Altro edificio degno di nota è casa Marta, residenza quattrocentesca dell'omonima famiglia.
Rilevante anche il sacello di Santa Brigida, consacrato nel 1467 e probabilmente parte di un complesso più vasto oggi andato perduto. È costituito dal cimitero e dall'oratorio della Madonna della Zeolara (o Ceolara) che prendeva nome da un importante mercato di cipolle (in veneto séole) che si teneva una volta all'anno[2].
Nel 1889 Antonio Gardin, insegnante presso le scuole di Brusaporco, decide di scrivere un breve racconto rivolto ai suoi studenti intitolato Vettore da Brusaporco[7].

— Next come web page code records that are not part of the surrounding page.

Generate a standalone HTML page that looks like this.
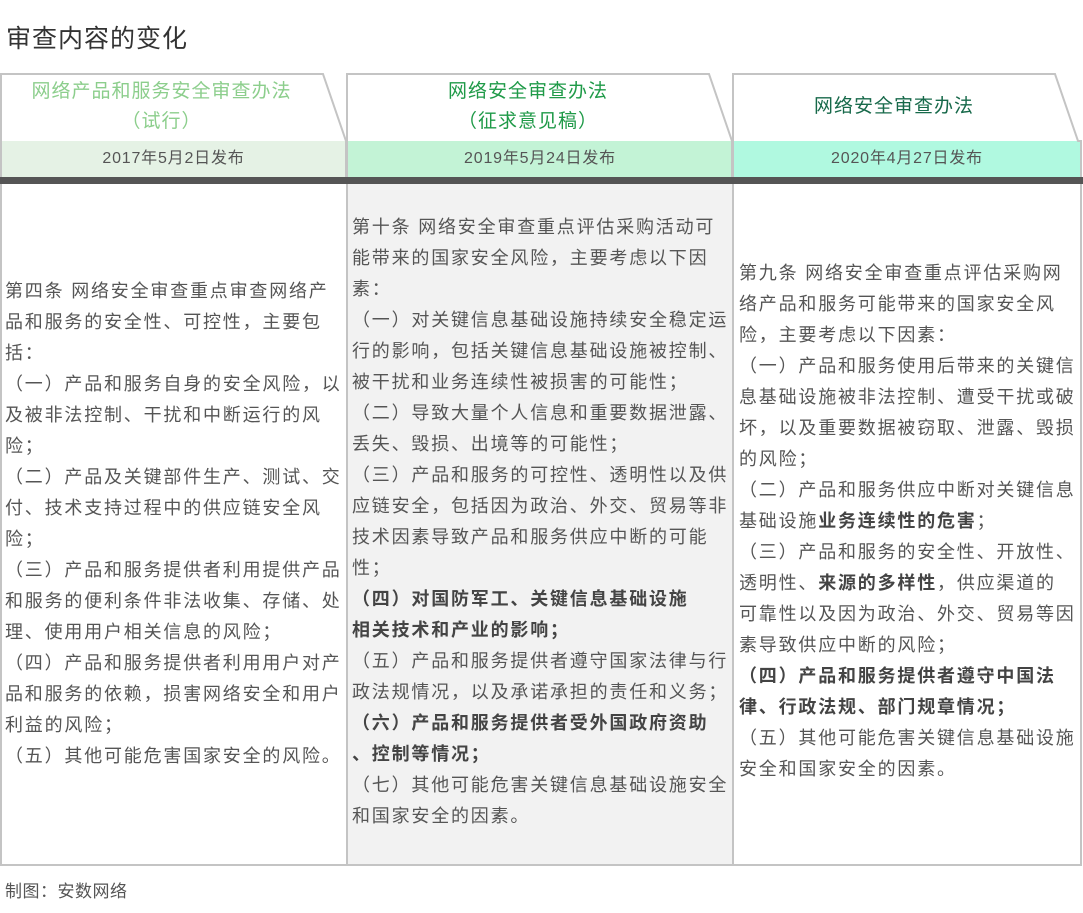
<!DOCTYPE html>
<html><head><meta charset="utf-8"><style>
body{margin:0;width:1083px;height:913px;background:#fff;position:relative;overflow:hidden;font-family:"Liberation Sans","Noto Sans CJK SC",sans-serif;color:#555;}
.a{position:absolute;white-space:nowrap;}
.t{font-size:18px;letter-spacing:1.8px;line-height:31px;color:#555;}
.h{font-size:19px;letter-spacing:1px;text-align:center;line-height:30px;}
.d{font-size:16px;letter-spacing:0.8px;text-align:center;line-height:36px;color:#555;}
b{color:#444;}
</style></head><body>
<div class="a" style="left:6px;top:19px;font-size:25px;letter-spacing:1px;color:#333;">审查内容的变化</div>
<svg class="a" style="left:0;top:0" width="1083" height="913">
<rect x="0" y="184" width="347" height="681" fill="#fff"/>
<rect x="347" y="184" width="386" height="681" fill="#f2f2f2"/>
<rect x="1" y="141" width="346" height="36" fill="#e5f2e5"/>
<rect x="347" y="141" width="386" height="36" fill="#c3f3d6"/>
<rect x="733" y="141" width="348" height="36" fill="#b0f9e0"/>
<g fill="none" stroke="#c4c4c4" stroke-width="2">
<path d="M1 184 V74 H323 L346 141 V184"/>
<path d="M347 184 V74 H709 L732 141 V184"/>
<path d="M733 184 V74 H1055 L1078 141 H1081 V184"/>
<path d="M1 184 V865 H1081 V184 M347 184 V865 M733 184 V865"/>
</g>
<rect x="0" y="177" width="1083" height="7" fill="#555"/>
</svg>
<div class="a h" style="left:0;width:323px;top:77px;color:#8cce8c;">网络产品和服务安全审查办法<br>（试行）</div>
<div class="a h" style="left:347px;width:362px;top:77px;color:#1f9a48;">网络安全审查办法<br>（征求意见稿）</div>
<div class="a h" style="left:733px;width:322px;top:92px;color:#17694a;">网络安全审查办法</div>
<div class="a d" style="left:0;width:347px;top:141px;">2017年5月2日发布</div>
<div class="a d" style="left:347px;width:386px;top:141px;">2019年5月24日发布</div>
<div class="a d" style="left:733px;width:348px;top:141px;">2020年4月27日发布</div>
<div class="a t" style="left:5px;top:276px;">第四条 网络安全审查重点审查网络产<br>品和服务的安全性、可控性，主要包<br>括：<br>（一）产品和服务自身的安全风险，以<br>及被非法控制、干扰和中断运行的风<br>险；<br>（二）产品及关键部件生产、测试、交<br>付、技术支持过程中的供应链安全风<br>险；<br>（三）产品和服务提供者利用提供产品<br>和服务的便利条件非法收集、存储、处<br>理、使用用户相关信息的风险；<br>（四）产品和服务提供者利用用户对产<br>品和服务的依赖，损害网络安全和用户<br>利益的风险；<br>（五）其他可能危害国家安全的风险。</div>
<div class="a t" style="left:352px;top:212px;">第十条 网络安全审查重点评估采购活动可<br>能带来的国家安全风险，主要考虑以下因<br>素：<br>（一）对关键信息基础设施持续安全稳定运<br>行的影响，包括关键信息基础设施被控制、<br>被干扰和业务连续性被损害的可能性；<br>（二）导致大量个人信息和重要数据泄露、<br>丢失、毁损、出境等的可能性；<br>（三）产品和服务的可控性、透明性以及供<br>应链安全，包括因为政治、外交、贸易等非<br>技术因素导致产品和服务供应中断的可能<br>性；<br><b>（四）对国防军工、关键信息基础设施<br>相关技术和产业的影响；</b><br>（五）产品和服务提供者遵守国家法律与行<br>政法规情况，以及承诺承担的责任和义务；<br><b>（六）产品和服务提供者受外国政府资助<br>、控制等情况；</b><br>（七）其他可能危害关键信息基础设施安全<br>和国家安全的因素。</div>
<div class="a t" style="left:739px;top:258px;">第九条 网络安全审查重点评估采购网<br>络产品和服务可能带来的国家安全风<br>险，主要考虑以下因素：<br>（一）产品和服务使用后带来的关键信<br>息基础设施被非法控制、遭受干扰或破<br>坏，以及重要数据被窃取、泄露、毁损<br>的风险；<br>（二）产品和服务供应中断对关键信息<br>基础设施<b>业务连续性的危害</b>；<br>（三）产品和服务的安全性、开放性、<br>透明性、<b>来源的多样性</b>，供应渠道的<br>可靠性以及因为政治、外交、贸易等因<br>素导致供应中断的风险；<br><b>（四）产品和服务提供者遵守中国法<br>律、行政法规、部门规章情况；</b><br>（五）其他可能危害关键信息基础设施<br>安全和国家安全的因素。</div>
<div class="a" style="left:5px;top:877px;font-size:17px;letter-spacing:0.5px;color:#555;">制图：安数网络</div>
</body></html>
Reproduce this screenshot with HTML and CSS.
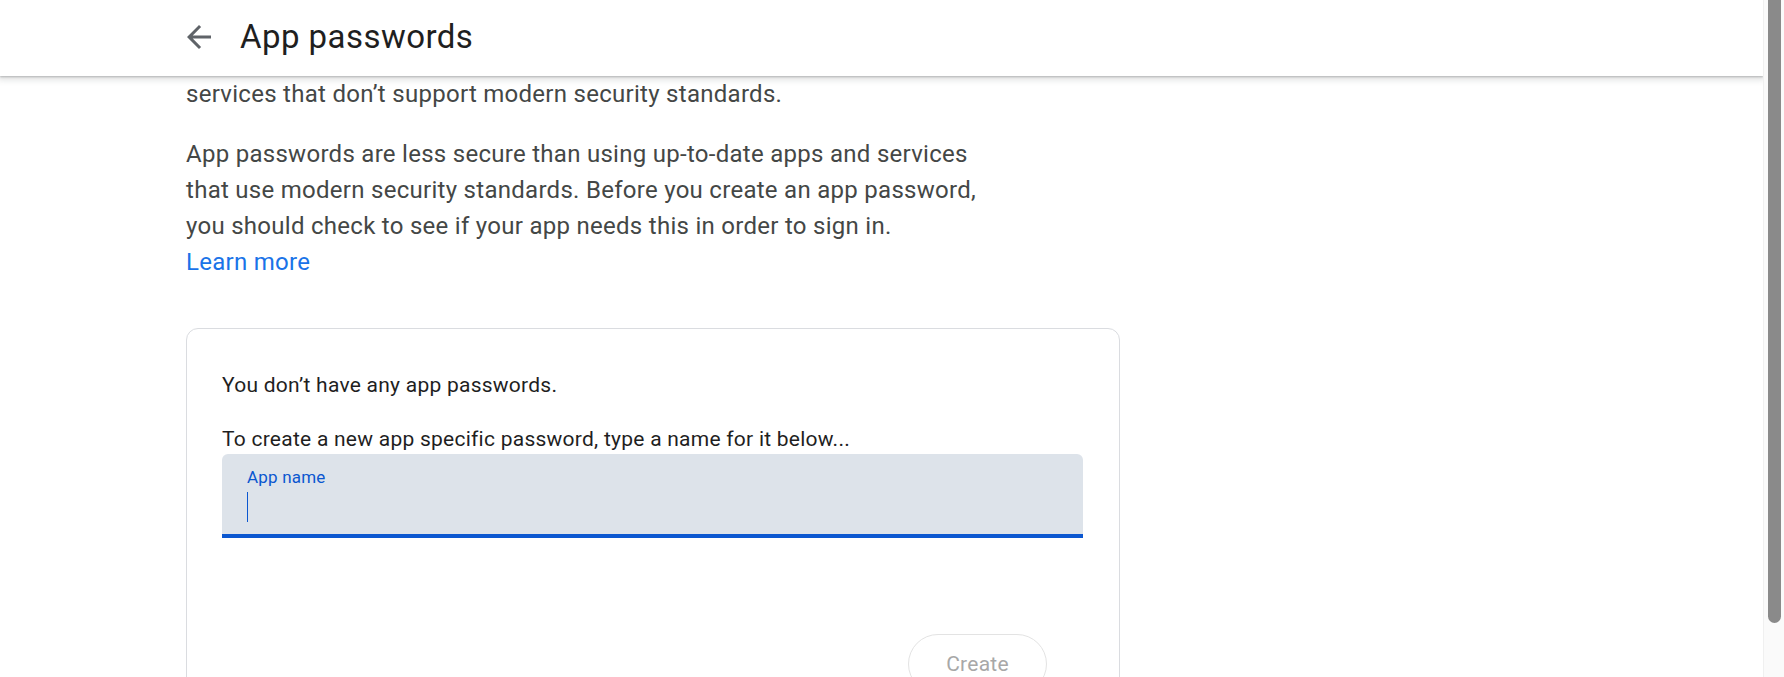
FILE: index.html
```html
<!DOCTYPE html>
<html lang="en">
<head>
<meta charset="utf-8">
<title>App passwords</title>
<link rel="stylesheet" href="styles.css">
</head>
<body>
<div class="window">
  <div class="page">
    <header class="topbar">
      <span class="back" aria-label="Back">
        <svg viewBox="0 0 24 24" width="36" height="36"><path d="M20 11H7.83l5.59-5.59L12 4l-8 8 8 8 1.41-1.41L7.83 13H20v-2z" fill="#5f6368"/></svg>
      </span>
      <h1 class="title">App passwords</h1>
    </header>
    <main class="content">
      <p class="para">services that don’t support modern security standards.</p>
      <p class="para">App passwords are less secure than using up-to-date apps and services that use modern security standards. Before you create an app password, you should check to see if your app needs this in order to sign in.<br><a class="link" href="#">Learn more</a></p>
      <section class="card">
        <p class="card-text">You don’t have any app passwords.</p>
        <p class="card-text second">To create a new app specific password, type a name for it below...</p>
        <div class="field">
          <span class="field-label">App name</span>
          <span class="caret"></span>
        </div>
        <div class="actions">
          <button class="btn" disabled>Create</button>
        </div>
      </section>
    </main>
  </div>
  <div class="scrollbar"><div class="thumb"></div></div>
</div>
</body>
</html>
```
FILE: styles.css
```css
html, body {
  margin: 0;
  padding: 0;
  height: 677px;
  overflow: hidden;
  background: #fff;
  font-family: Roboto, "Liberation Sans", Arial, sans-serif;
}
.window {
  display: flex;
  height: 677px;
  overflow: hidden;
}
.page {
  flex: 1;
  min-width: 0;
  display: flex;
  flex-direction: column;
  overflow: hidden;
}
.topbar {
  height: 76px;
  box-sizing: border-box;
  padding: 0 0 3px 181px;
  display: flex;
  align-items: center;
  background: #fff;
  box-shadow: 0 1px 2px rgba(60,64,67,.3), 0 2px 6px 2px rgba(60,64,67,.15);
  position: relative;
  z-index: 2;
  flex-shrink: 0;
}
.back {
  width: 36px;
  height: 36px;
  display: flex;
}
.title {
  margin: 0 0 0 23px;
  font-size: 33px;
  font-weight: 400;
  letter-spacing: 0.45px;
  color: #1f1f1f;
  line-height: 40px;
}
.content {
  padding-left: 186px;
}
.para {
  margin: 0 0 24px;
  width: 800px;
  font-size: 24px;
  line-height: 36px;
  letter-spacing: 0.28px;
  color: #444746;
}
.link {
  color: #1a73e8;
  text-decoration: none;
}
.card {
  margin-top: 48px;
  width: 934px;
  box-sizing: border-box;
  border: 1px solid #dadce0;
  border-radius: 12px;
  padding: 41px 0 0 35px;
  height: 380px;
}
.card-text {
  margin: 0;
  font-size: 21px;
  line-height: 30px;
  letter-spacing: 0.25px;
  color: #1f1f1f;
}
.second {
  margin-top: 24px;
}
.field {
  width: 861px;
  height: 84px;
  box-sizing: border-box;
  background: #dde3ea;
  border-radius: 6px 6px 0 0;
  border-bottom: 4px solid #0b57d0;
  padding: 13px 0 0 25px;
  display: flex;
  flex-direction: column;
  align-items: flex-start;
}
.field-label {
  font-size: 17px;
  line-height: 20px;
  letter-spacing: 0.2px;
  color: #0b57d0;
}
.caret {
  margin-top: 5px;
  width: 1px;
  height: 30px;
  background: #0b57d0;
}
.actions {
  display: flex;
  justify-content: flex-end;
  padding: 96px 72px 0 0;
}
.btn {
  width: 139px;
  height: 60px;
  border: 1px solid #e3e3e3;
  border-radius: 30px;
  background: #fff;
  font-family: Roboto, "Liberation Sans", Arial, sans-serif;
  font-size: 21px;
  letter-spacing: 0.25px;
  color: #a8a8a8;
  padding: 0;
}
.scrollbar {
  width: 21px;
  flex-shrink: 0;
  background: #fafafa;
  border-left: 1px solid #f0f0f0;
  box-sizing: border-box;
  padding: 0 3px 0 4px;
}
.thumb {
  height: 623px;
  background: #8a8a8a;
  border-radius: 0 0 7px 7px;
}
```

Vettore è uno studente modello che seguendo gli insegnamenti del suo maestro riesce a migliorare le condizioni di vita della sua famiglia. Vettore, che è buono, generoso e religioso,
mette in pratica le innovative tecniche agricole che impara a scuola e grazie a queste riesce a migliorare quantitativamente e qualitativamente il raccolto delle
terre coltivate dal papà Domenico. Vettore si applica anche nell'allevamento dei bruchi e dei bovini ottenendo degli ottimi risultati che vengono apprezzati anche dalla contessa che
è la proprietaria delle terre date in affitto ai contadini di Brusaporco.
Con questo racconto Antonio Gardin cerca di avvicinare gli studenti alle più innovative tecniche agricole. Nel libro si critica l'arretratezza delle tecniche utilizzate dai contadini di Brusaporco e si elogia l'importanza della scuola come luogo dove imparare nuovi metodi per la coltivazione dei campi.
Nel libro si citano diversi paesi limitrofi di Brusaporco, vengono nominati i cognomi di diverse famiglie del luogo e viene più volte ricordata la scadenza di san Martino (11 novembre) quando i fittavoli dovevano pagare l'affitto ai padroni delle terre.
Nella prima pagina si spiega l'origine del nome "Brusaporco" riprendendo l'ipotesi popolare dell'incendio del bosco.
Ogni anno le ultime tre settimane di settembre si svolge la Festa dea Poenta e dei Santi Vittore e Corona. Durante la manifestazione viene organizzato un palio che vede sfidarsi i quattro cantoni del paese: Le Motte, Santa Brigida Ceolara, i Marta, la Fornace.